В ванной комнате Кира держала сына на коленях, пока из душа текла тёплая вода, и вдруг услышала, как Марина говорит брату, намыливая ему пятки:
— Рома, ты главное не плачь, когда мама устанет. Она хорошая, она просто переживает. А если она будет грустная, ты скажи ей: «Мама, ты моя самая любимая» — она улыбнётся. Я так делаю, и всегда помогает.
Кира закрыла глаза и подумала: «Я не такая. Я совсем не такая. И это главное».
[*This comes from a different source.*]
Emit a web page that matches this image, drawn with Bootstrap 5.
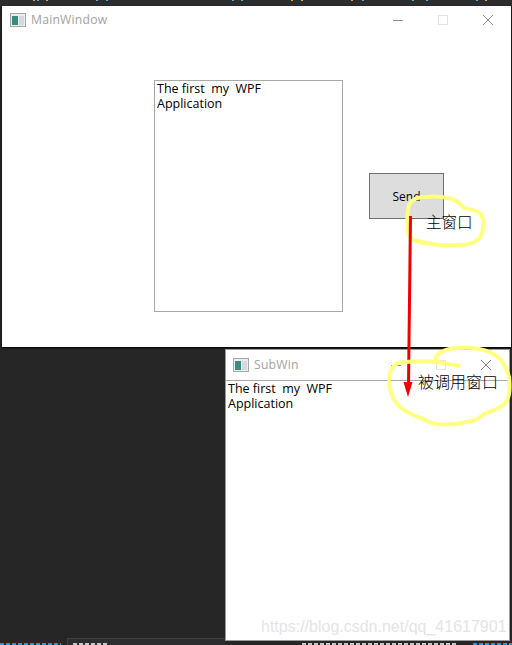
<!DOCTYPE html>
<html lang="en">
<head>
  <meta charset="UTF-8" />
  <title>WPF windows</title>
  <link href="https://cdn.jsdelivr.net/npm/bootstrap@5.3.0/dist/css/bootstrap.min.css" rel="stylesheet" />
  <style>
    html, body { height: 100%; margin: 0; }
    body { background: #262626; overflow: hidden; position: relative; font-family: "Open Sans", "Noto Sans CJK SC", sans-serif; }
    .win { position: absolute; background: #fff; display: flex; flex-direction: column; }
    .win-main { left: 2px; top: 6px; width: 509px; height: 341px; box-shadow: 0 1px 2px #000; }
    .win-sub { left: 225px; top: 349px; width: 285px; height: 292px; border: 1px solid #9a9a9a; }
    .title-bar { flex: none; font-size: 12.2px; color: #a3a3a3; letter-spacing: .2px; }
    .win-main .title-bar { height: 28px; padding-left: 8px; }
    .win-sub .title-bar { height: 31px; border-bottom: 1px solid #a8a8a8; padding-left: 7px; }
    .title-bar span { margin-left: 1px; }
    .win-icon { width: 16px; height: 14px; }
    .caption-btns { position: absolute; display: flex; }
    .win-main .caption-btns { left: 390px; top: 8px; gap: 33px; }
    .win-sub .caption-btns { left: 164px; top: 9px; gap: 33px; }
    .body-text { font-size: 12.5px; line-height: 15px; color: #000; white-space: pre; }
    .textbox { position: absolute; left: 152px; top: 74px; width: 189px; height: 232px; border: 1px solid #a9a9a9; padding: 0 2px; }
    .send-btn { position: absolute; left: 367px; top: 167px; width: 75px; height: 46px; background: #dddddd; border: 1px solid #707070; border-radius: 0; font-size: 12px; padding: 2px 0 0; color: #000; }
    .sub-body { padding: 0 2px; }
    .marks { position: absolute; left: 0; top: 0; pointer-events: none; }
    .note { position: absolute; line-height: 20px; color: #000; font-family: "Noto Sans CJK SC", sans-serif; font-weight: 300; }
    .note-main { left: 426px; top: 211px; font-size: 15.5px; }
    .note-sub { left: 418px; top: 371px; font-size: 16px; }
    .watermark { position: absolute; left: 261px; top: 617px; font-family: "Liberation Sans", sans-serif; font-size: 16px; line-height: 20px; color: #e4e4e4; }
    .strip-top { position: absolute; left: 0; top: 0; width: 512px; height: 6px; background: #2d2d30; }
    .tick { position: absolute; top: 0; width: 2px; height: 1px; }
    .tick-o { background: #d8a25c; }
    .tick-b { background: #5aa6e0; }
    .tab-edge { position: absolute; left: 67px; top: 638px; width: 158px; height: 7px; background: #2d2d30; border-top: 1px solid #3f3f46; border-left: 1px solid #3f3f46; }
    .frag { position: absolute; top: 643px; height: 2px; background: repeating-linear-gradient(90deg, currentColor 0 4px, transparent 4px 6px); }
    .frag-blue { color: #1e9be8; }
    .frag-light { color: #c8c8c8; }
  </style>
</head>
<body>
  <div class="strip-top"></div>
  <div class="tick tick-o" style="left:33px"></div>
  <div class="tick tick-b" style="left:37px"></div>
  <div class="tick tick-o" style="left:46px"></div>
  <div class="tick tick-b" style="left:96px"></div>
  <div class="tick tick-b" style="left:106px"></div>
  <div class="tick tick-b" style="left:232px"></div>
  <div class="tick tick-b" style="left:241px"></div>
  <div class="tick tick-o" style="left:291px"></div>
  <div class="tick tick-o" style="left:301px"></div>
  <div class="tick tick-o" style="left:351px"></div>
  <div class="tick tick-b" style="left:362px"></div>
  <div class="tick tick-b" style="left:412px"></div>
  <div class="tick tick-b" style="left:426px"></div>
  <div class="tick tick-b" style="left:476px"></div>
  <div class="tick tick-o" style="left:485px"></div>
  <div class="tab-edge"></div>
  <div class="frag frag-blue" style="left:0;width:61px"></div>
  <div class="frag frag-light" style="left:73px;width:36px"></div>
  <div class="frag frag-light" style="left:302px;width:155px"></div>
  <div class="frag frag-blue" style="left:473px;width:39px"></div>

  <!-- main window -->
  <div class="win win-main">
    <div class="title-bar d-flex align-items-center gap-1">
      <svg class="win-icon" viewBox="0 0 16 14"><rect x=".5" y=".5" width="15" height="13" fill="#e8eef0" stroke="#a8a8a8"/><rect x="2" y="3" width="6" height="9" fill="#3d8a80"/><rect x="9" y="3" width="5" height="9" fill="#d5d9dc"/></svg>
      <span>MainWindow</span>
    </div>
    <div class="caption-btns">
      <svg width="12" height="12" viewBox="0 0 12 12"><path d="M1 6.5H11" stroke="#8f8f8f" fill="none"/></svg>
      <svg width="12" height="12" viewBox="0 0 12 12"><rect x="1.5" y="1.5" width="9" height="9" fill="none" stroke="#e2e2e2"/></svg>
      <svg width="12" height="12" viewBox="0 0 12 12"><path d="M1 1L11 11M11 1L1 11" stroke="#8a8a8a" fill="none"/></svg>
    </div>
    <div class="textbox body-text">The first  my  WPF
Application</div>
    <button class="btn send-btn" type="button">Send</button>
  </div>

  <!-- sub window -->
  <div class="win win-sub">
    <div class="title-bar d-flex align-items-center gap-1">
      <svg class="win-icon" viewBox="0 0 16 14"><rect x=".5" y=".5" width="15" height="13" fill="#e8eef0" stroke="#a8a8a8"/><rect x="2" y="3" width="6" height="9" fill="#3d8a80"/><rect x="9" y="3" width="5" height="9" fill="#d5d9dc"/></svg>
      <span>SubWin</span>
    </div>
    <div class="caption-btns">
      <svg width="12" height="12" viewBox="0 0 12 12"><path d="M1 6.5H11" stroke="#8f8f8f" fill="none"/></svg>
      <svg width="12" height="12" viewBox="0 0 12 12"><rect x="1.5" y="1.5" width="9" height="9" fill="none" stroke="#e2e2e2"/></svg>
      <svg width="12" height="12" viewBox="0 0 12 12"><path d="M1 1L11 11M11 1L1 11" stroke="#8a8a8a" fill="none"/></svg>
    </div>
    <div class="sub-body body-text">The first  my  WPF
Application</div>
  </div>

  <!-- annotations drawn on top of the screenshot -->
  <svg class="marks" width="512" height="645" viewBox="0 0 512 645">
    <path d="M409 205C412 199 418 197 425 197C433 196 445 197 452 199C458 201 461 204 464 208C470 209 477 210 481 214C484 219 484 228 481 236C477 243 468 245 458 245C445 246 428 244 417 241C412 240 409 238 408 232C407 223 407 213 409 205Z" fill="none" stroke="#ffff80" stroke-width="4" stroke-linejoin="round"/>
    <path d="M410.500 216L408.500 385" fill="none" stroke="#f00000" stroke-width="3"/>
    <path d="M403.500 382L412.500 382L408 397Z" fill="#f00000"/>
    <path d="M459 366C452 364 446 364 442 363C437 362 434 359 436 356C441 351 449 348 458 348C470 347 483 349 492 353C500 357 506 366 509 377C510 386 510 395 507 400C504 407 495 410 486 413C480 416 479 420 472 421C460 424 446 425 435 424C428 422 424 419 418 417C410 414 403 411 397 404C392 397 389 388 389 380C389 373 392 366 398 363C410 361 425 361 438 362" fill="none" stroke="#ffff80" stroke-width="4" stroke-linecap="round"/>
  </svg>
  <div class="note note-main">主窗口</div>
  <div class="note note-sub">被调用窗口</div>
  <div class="watermark">https://blog.csdn.net/qq_41617901</div>

  <script src="https://cdn.jsdelivr.net/npm/bootstrap@5.3.0/dist/js/bootstrap.bundle.min.js"></script>
</body>
</html>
Потом она вытерла Ромку мягким полотенцем, одела в пижамку, поцеловала в пухлую щёку и сказала вслух — так, чтобы никто не понял, к кому обращено это «прощай»:
— Спи спокойно. И ты, и ты. А прошлое пусть остаётся прошлым.
Марина засопела в своей кроватке уже через десять минут, Ромка уснул на руках у отца, и Кира вышла на балкон — подышать прохладным ночным воздухом. На соседней улице лаяла собака, в небе мигали редкие звёзды, и где-то там, далеко или близко, уже не имело значения, не было больше никакой Тамары — не было ни её запоев, ни её слёз, ни её обещаний, ни её страшной, больной любви. Была только Кира — тридцатилетняя женщина, которая выжила и которая каждое утро просыпалась и выбирала быть доброй.
Она не простила. Но впервые за долгие годы она почувствовала, что может жить без этого прощения.
Когда Артём вышел к ней на балкон и молча протянул чашку горячего чая, она взяла её и тихо сказала:
— Знаешь, а я сегодня не буду плакать.
— Ну и молодец, — ответил он и чмокнул её в висок. — Завтра новый день. И послезавтра. И ты справишься, потому что ты сильная.
— Я не хочу быть сильной, — пробормотала Кира, пряча лицо в его плечо. — Я хочу быть просто счастливой.
— Ну так будь, — просто сказал Артём. — Разреши себе уже, наконец.
И они стояли так на балконе, а за стенкой мирно посапывали двое детей, которые никогда не узнают, что такое тащить мать по сугробам и просить её не пить. И это было, пожалуй, лучшей победой над прошлым, которую только можно себе представить.